At present, Brembo employees over 5300 people, nearly 10% of which are engineers and product specialists working in research and development.
Anybody who works on brakes knows what brake rotors do. They provide a friction surface for the disc brake pads to rub against when the brakes are applied. The friction created by the pads rubbing against the rotor generates heat and brings the vehicle to a stop.
The underlying scientific principle here is that friction converts motion into heat, a LOT of heat! The amount of heat that is generated depends on the speed and weight of the vehicle, and how hard the brakes are applied.
A large, heavy vehicle, like a Chevy Suburban, will obviously generate more heat when braking than a Toyota Echo if both vehicles brake from the same speed. But the little Toyota may produce more heat than the big Suburban if the braking speeds are different, say 60 mph for the Toyota and 20 mph for the Suburban. Speed multiplies the effect of weight and creates momentum (also called "inertia" or "kinetic energy").
The metallurgical properties of a rotor determines its strength, noise, wear and braking characteristics. The casting process must be carefully controlled to produce a high quality rotor. You cannot just dump molten iron into a mold and hope for the best. The rate at which the iron cools in the mold must be closely monitored to achieve the correct tensile strength, hardness and microstructure.
When iron cools, the carbon atoms that are mixed in with it form small flakes of graphite which help dampen and quiet noise. If the iron cools too quickly, the particles of graphite do not have as much time to form and are much smaller in size, which makes for a noisy rotor.
The rate of cooling also affects the hardness of a rotor. If a rotor is too hard, it will increase pad wear and noise. Hard rotors are also more likely to crack from thermal stress. If a rotor is too soft, it will wear too quickly and may wear unevenly increasing the risk of pedal pulsation and runout problems.
The composition of the iron must also be closely controlled during the casting process to keep out impurities that may form "inclusions" and hard spots. One rotor manufacturer says they sample the molten iron every 15 seconds to make sure the composition is correct. The molten metal is also poured through ceramic filters that trap contaminants. Even the sand that is used to make the molds is specially treated to control moisture content. This helps keep the sand in place and prevents core shifts that can affect porosity, dimensional accuracy and balance.
The grade of cast iron that is used in a rotor may even be changed to suit a particular application. One aftermarket rotor manufacturer uses a special grade of "dampened iron" to make replacement rotors for 1997-2002 Chevrolet Malibu and its sister vehicles (Olds Alero, Olds Cutlass and Pontiac Grand Am). In this case, the original OEM rotors turned out to be too noisy so General Motors switched to a dampened grade of iron to cure the problem.
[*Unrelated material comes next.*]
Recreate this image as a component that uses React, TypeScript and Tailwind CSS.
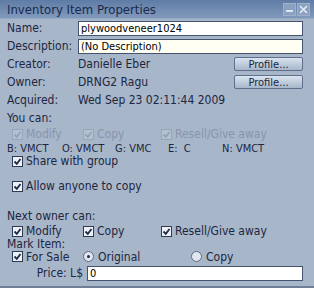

Vehicle manufacturers use a wide variety of different cooling rib configurations in their rotors. They do this to optimize cooling for different vehicle applications. So even though the brakes may appear to be identical on two different models, one may require increased cooling because the vehicle is heavier, has a more powerful engine, has less airflow around the brakes, etc.
Some aftermarket rotor manufacturers use the same rib design and configuration as the OEM rotors, while others do not. Some change the rib design to simplify the casting process or to reduce the number of different rotor SKUs in their product lines.
The OEMs currently use almost 70 different rib configurations in their rotors. Some ribs are straight, some are curved and some are even segmented. Some rotors are directional and some are not. Some rotors have evenly spaced ribs while others do not. Some ribs radiate outward from the center and others go every which way.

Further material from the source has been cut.